Pour autant ces opérations marketing ne permettent-elles pas de modifier quelque peu les mentalités au sein des sociétés ?

Pas vraiment, car une fois de plus, il en est du volume des corps comme de la couleur ou de l’âge. Plus il y a de personnes en surpoids et de personnes âgées dans la société, moins le marketing le prendra en compte, maintenant ainsi un idéal corporel qui se tient pourtant bien à l’écart de la majorité.

A l'instar de Beth Ditto qui a défilé pour Jean-Paul Gaultier en 2010, peut-on également parler d'une certaine fascination, d'un sensationnalisme à montrer des formes très généreuses ?

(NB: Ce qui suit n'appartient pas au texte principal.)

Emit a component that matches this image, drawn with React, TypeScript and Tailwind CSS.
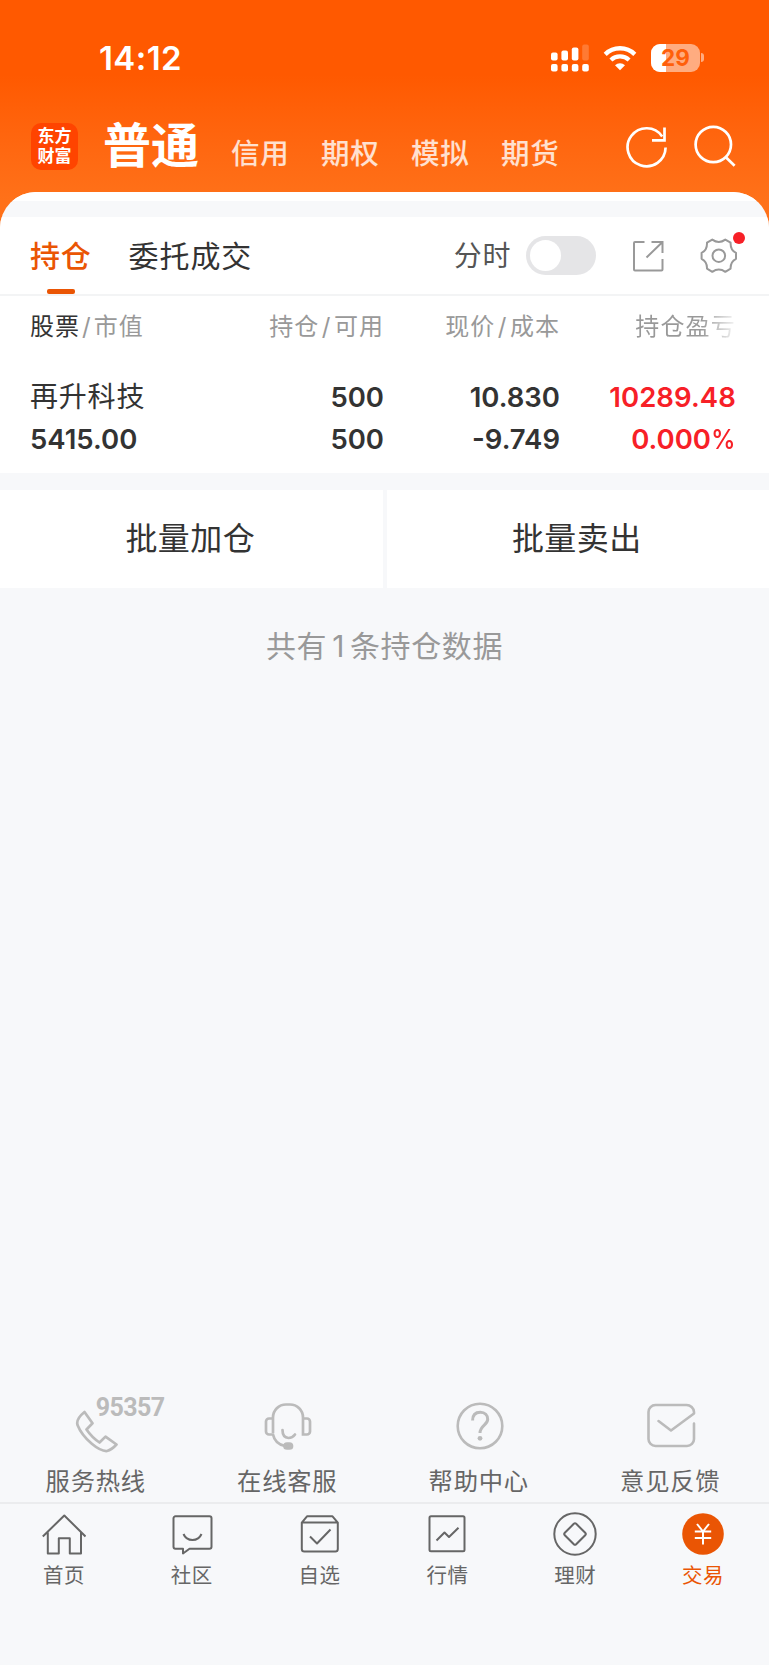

Tout à fait. La démesure reste une catégorie d’exception pour surligner dans les défilés une différence qu’on exalte ponctuellement, tout en faisant son marché sur des cibles convenues, tant dans le volume que dans le genre.

De plus, le sensationnalisme est un genre de spectacle.En montra nt le volume corporel différent d’une personne forte ou d’une femme âgée, on veut prolonger l’unité et l’homogénéité des formes en se privant des variations du vivant. On ne serait respectable que par son corps standard qui devient invisible puisque tout le monde aurait le même. Par ailleurs, la visibilité des transgenres comme Conchita Wurst, gagnante de l’Eurovision 2014, est bien plus confirmé et accepté par la culture mainstream. Ce sont en effet des corps standard sur le plan du volume et de l'érotisme. Il n’y a donc pas de transgression comme pour une personne de forte taille.

Pourquoi sommes-nous à ce point attachés aux formes longilignes, presque androgynes ?

L’attachement aux formes androgynes maintient l’unisexe et la confusion des genres et des âges, sans revendiquer pour autant le droit de changer de genre. Il s'agit de se maintenir dans le corset de la minceur.

Les courbes des femmes, quant à elles, sont réservées aux marges qui revendiquent la possibilité d’un autre corps. Dans la norme sociale, il y a une conjonction des politiques de prévention sur l’alimentation et sur l’activité physique afin de rejoindre le standard et d’être reconnu.